All tenants must vacate by Aug. 31 the building formerly known as Queen's Plaza at 801 Alakea St., home to a dwindling number of small restaurants and other small businesses.
Byung "Benny" Noh opened Nippon Restaurant in 1989 at Queen's Plaza when the only other eateries were a Thai restaurant and a Jack in the Box. "Since then we've fed 400 to 500 people every day," he said.
Noh said he received no information on what the new owners had in mind for the building, and that he and other tenants have been frustrated by a lack of communication.
"We tried to contact the landlord but have failed," he said. "That was really tough. Everybody was anxious. We tried to find out if we can go back (after the renovations). … They just told us, ‘You have to be out by Aug. 31.'"
Noh said tenants were first given notice in February by American Land Co., which manages the building, but "they said they don't know what the plan is."
He said his restaurant is moving a few blocks away to a space without a kitchen, but said his business luckily has a kitchen in Kalihi.

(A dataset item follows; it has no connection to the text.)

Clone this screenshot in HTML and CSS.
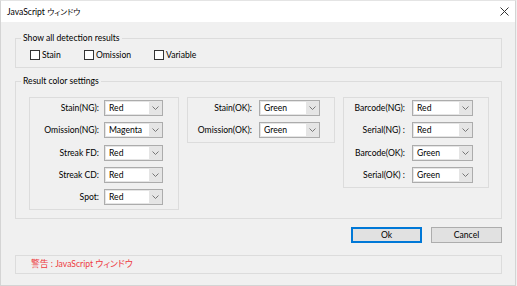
FILE: index.html
```html
<!DOCTYPE html>
<html>
<head>
<meta charset="utf-8">
<link rel="stylesheet" href="styles.css">
</head>
<body>
<div class="window">
  <div class="titlebar">
    <span class="title">JavaScript <span class="ja">ウィンドウ</span></span>
    <svg class="close" width="9" height="9" viewBox="0 0 9 9"><path d="M0.5 0.5 L8.5 8.5 M8.5 0.5 L0.5 8.5" stroke="#333" stroke-width="1" fill="none"/></svg>
  </div>
  <div class="content">
    <div class="group group-detect">
      <span class="legend">Show all detection results</span>
      <div class="checks">
        <label class="check"><span class="box"></span>Stain</label>
        <label class="check"><span class="box"></span>Omission</label>
        <label class="check"><span class="box"></span>Variable</label>
      </div>
    </div>
    <div class="group group-colors">
      <span class="legend">Result color settings</span>
      <div class="panels">
        <div class="panel panel-a">
          <span class="lbl">Stain(NG):</span><div class="combo"><span class="val">Red</span><span class="arrow"><svg width="7" height="4" viewBox="0 0 7 4"><path d="M0.5 0.5 L3.5 3.5 L6.5 0.5" stroke="#777" fill="none"/></svg></span></div>
          <span class="lbl">Omission(NG):</span><div class="combo"><span class="val">Magenta</span><span class="arrow"><svg width="7" height="4" viewBox="0 0 7 4"><path d="M0.5 0.5 L3.5 3.5 L6.5 0.5" stroke="#777" fill="none"/></svg></span></div>
          <span class="lbl">Streak FD:</span><div class="combo"><span class="val">Red</span><span class="arrow"><svg width="7" height="4" viewBox="0 0 7 4"><path d="M0.5 0.5 L3.5 3.5 L6.5 0.5" stroke="#777" fill="none"/></svg></span></div>
          <span class="lbl">Streak CD:</span><div class="combo"><span class="val">Red</span><span class="arrow"><svg width="7" height="4" viewBox="0 0 7 4"><path d="M0.5 0.5 L3.5 3.5 L6.5 0.5" stroke="#777" fill="none"/></svg></span></div>
          <span class="lbl">Spot:</span><div class="combo"><span class="val">Red</span><span class="arrow"><svg width="7" height="4" viewBox="0 0 7 4"><path d="M0.5 0.5 L3.5 3.5 L6.5 0.5" stroke="#777" fill="none"/></svg></span></div>
        </div>
        <div class="panel panel-b">
          <span class="lbl">Stain(OK):</span><div class="combo"><span class="val">Green</span><span class="arrow"><svg width="7" height="4" viewBox="0 0 7 4"><path d="M0.5 0.5 L3.5 3.5 L6.5 0.5" stroke="#777" fill="none"/></svg></span></div>
          <span class="lbl">Omission(OK):</span><div class="combo"><span class="val">Green</span><span class="arrow"><svg width="7" height="4" viewBox="0 0 7 4"><path d="M0.5 0.5 L3.5 3.5 L6.5 0.5" stroke="#777" fill="none"/></svg></span></div>
        </div>
        <div class="panel panel-c">
          <span class="lbl">Barcode(NG):</span><div class="combo"><span class="val">Red</span><span class="arrow"><svg width="7" height="4" viewBox="0 0 7 4"><path d="M0.5 0.5 L3.5 3.5 L6.5 0.5" stroke="#777" fill="none"/></svg></span></div>
          <span class="lbl">Serial(NG) :</span><div class="combo"><span class="val">Red</span><span class="arrow"><svg width="7" height="4" viewBox="0 0 7 4"><path d="M0.5 0.5 L3.5 3.5 L6.5 0.5" stroke="#777" fill="none"/></svg></span></div>
          <span class="lbl">Barcode(OK):</span><div class="combo"><span class="val">Green</span><span class="arrow"><svg width="7" height="4" viewBox="0 0 7 4"><path d="M0.5 0.5 L3.5 3.5 L6.5 0.5" stroke="#777" fill="none"/></svg></span></div>
          <span class="lbl">Serial(OK) :</span><div class="combo"><span class="val">Green</span><span class="arrow"><svg width="7" height="4" viewBox="0 0 7 4"><path d="M0.5 0.5 L3.5 3.5 L6.5 0.5" stroke="#777" fill="none"/></svg></span></div>
        </div>
      </div>
    </div>
    <div class="buttons">
      <button class="btn btn-default">Ok</button>
      <button class="btn">Cancel</button>
    </div>
    <div class="status"><span class="ja">警告</span> : JavaScript <span class="ja">ウィンドウ</span></div>
  </div>
</div>
</body>
</html>
```

FILE: styles.css
```css
* { box-sizing: border-box; }
html, body { margin: 0; padding: 0; background: #f0f0f0; }
body {
  font-family: Lato, "Noto Sans CJK JP", sans-serif;
  font-size: 8.6px;
  color: #000;
}
.ja {
  font-family: "Noto Sans CJK JP", sans-serif;
  font-feature-settings: "palt";
}
.window {
  width: 516px;
  height: 286px;
  background: #f0f0f0;
  border-left: 1px solid #d4d4d4;
  border-right: 1px solid #d4d4d4;
  border-bottom: 1px solid #d4d4d4;
  border-top: 1px solid #e4e4e4;
}
.titlebar {
  height: 21px;
  background: #fff;
  display: flex;
  align-items: center;
  justify-content: space-between;
  padding: 0 6px 0 6px;
}
.title { font-size: 8.6px; line-height: 12px; }
.title .ja { font-size: 7.8px; }
.close { display: block; }
.content { padding: 0 13px 0 14px; }
.group {
  position: relative;
  border: 1px solid #dcdcdc;
}
.legend {
  position: absolute;
  top: -7px;
  left: 5px;
  padding: 0 2px;
  line-height: 12px;
  background: #f0f0f0;
}
.group-detect { margin-top: 16px; height: 30px; padding: 11px 0 0 14px; }
.checks {
  display: grid;
  grid-template-columns: 54px 70px auto;
}
.check { display: flex; align-items: center; gap: 2px; height: 10px; line-height: 10px; }
.box {
  width: 10px; height: 10px;
  border: 1px solid #333;
  background: #fff;
  flex: none;
}
.group-colors { margin-top: 13px; height: 138px; padding: 15px 0 0 13px; }
.panels { display: flex; gap: 8px; align-items: flex-start; }
.panel {
  border: 1px solid #dcdcdc;
  display: grid;
  column-gap: 6px;
  row-gap: 6.25px;
  grid-auto-rows: 16px;
  align-items: center;
  padding: 2px 14px 4px 0;
}
.panel-a { width: 150px; grid-template-columns: 1fr 59px; padding-right: 15px; column-gap: 5px; }
.panel-b { width: 148px; grid-template-columns: 1fr 61px; column-gap: 7px; }
.panel-c { width: 146px; grid-template-columns: 1fr 61px; padding-right: 15px; column-gap: 7px; }
.lbl { text-align: right; white-space: nowrap; line-height: 12px; }
.combo {
  height: 16px;
  display: flex;
  border: 1px solid #acacac;
  background: #e5e5e5;
}
.val {
  flex: 1;
  background: #fff;
  margin: 1px 0 1px 1px;
  padding-left: 3px;
  line-height: 12px;
}
.arrow {
  width: 13px;
  display: flex;
  align-items: center;
  justify-content: center;
}
.arrow svg { display: block; }
.buttons {
  display: flex;
  justify-content: flex-end;
  gap: 9px;
  margin-top: 8px;
}
.btn {
  width: 71px;
  height: 16px;
  padding: 0;
  font: inherit;
  color: #000;
  background: #e1e1e1;
  border: 1px solid #adadad;
  line-height: 12px;
}
.btn-default { border: 1px solid #0078d7; box-shadow: inset 0 0 0 1px #0078d7; }
.status {
  margin-top: 12px;
  height: 19px;
  border: 1px solid #dcdcdc;
  color: #ee3a3f;
  line-height: 16px;
  padding-left: 15px;
  font-size: 8.6px;
}
.status .ja { font-size: 8.8px; }
```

Noh said other tenants, small mom-and-pop businesses, don't have that luxury, and estimates it will take 10 to 12 months to design and acquire building permits to remodel a small space.
Golden Bowl owner Thomas Dang said he hasn't found a place to relocate his business from the space he's occupied for 14 years. "Everything is so expensive right now, so it's a terrible time for business."
American Land Co. President John Lyles said Buddhist society officials, who are Mandarin speakers, asked him to prepare a written statement in response to questions from the Star-Advertiser.
The society, which belongs to a Buddhist sect originating in Taiwan, says all details of the plan are not final, but include a teahouse, gift shop, stores, society offices, eateries, worship hall and meeting spaces for cultural and community events. The center would host enrichment classes including meditation, yoga, arts, tai chi, language study and vegetarian cooking classes.
"We hope the new center will provide a sanctuary, a peaceful environment in the center of the Honolulu business district, where people can relax, learn, enjoy healthy foods, seek peace and find harmony amid the chaos of their workday world," the Venerable Tze Chuang, Buddhist society official, said in a written statement.
Lyles said the Buddhist society's current center is in Chinatown at the Chinese Cultural Plaza, 100 N. Beretania St., where prayer and dharma services are held, according to its website.
He said the exterior of the building would remain the same and will not resemble a temple.
Tom Smyth, a resident of the Harbor Court condominium just makai of the plaza, said, "That is an odd place to put a community gathering place. There's no parking. … I'm a little surprised a group like that would buy it to fix it up for that purpose."
Smyth, an economic developer, said it is a sign of the economic downturn since government and private businesses have cut workers, so fewer restaurants are needed. He said downtown retail occupancy is down and the vacancy rate is high.
Downtown Neighborhood Board member Anthony Chang said the new use of the building would likely not be a cause for concern among residents since it would not generate much noise.
He said there is a lack of available space in the area and that the society might not have had many options. He noted the general area has a high concentration of Buddhists.
Chang said the business tenants could bring forth their concerns to the neighborhood board.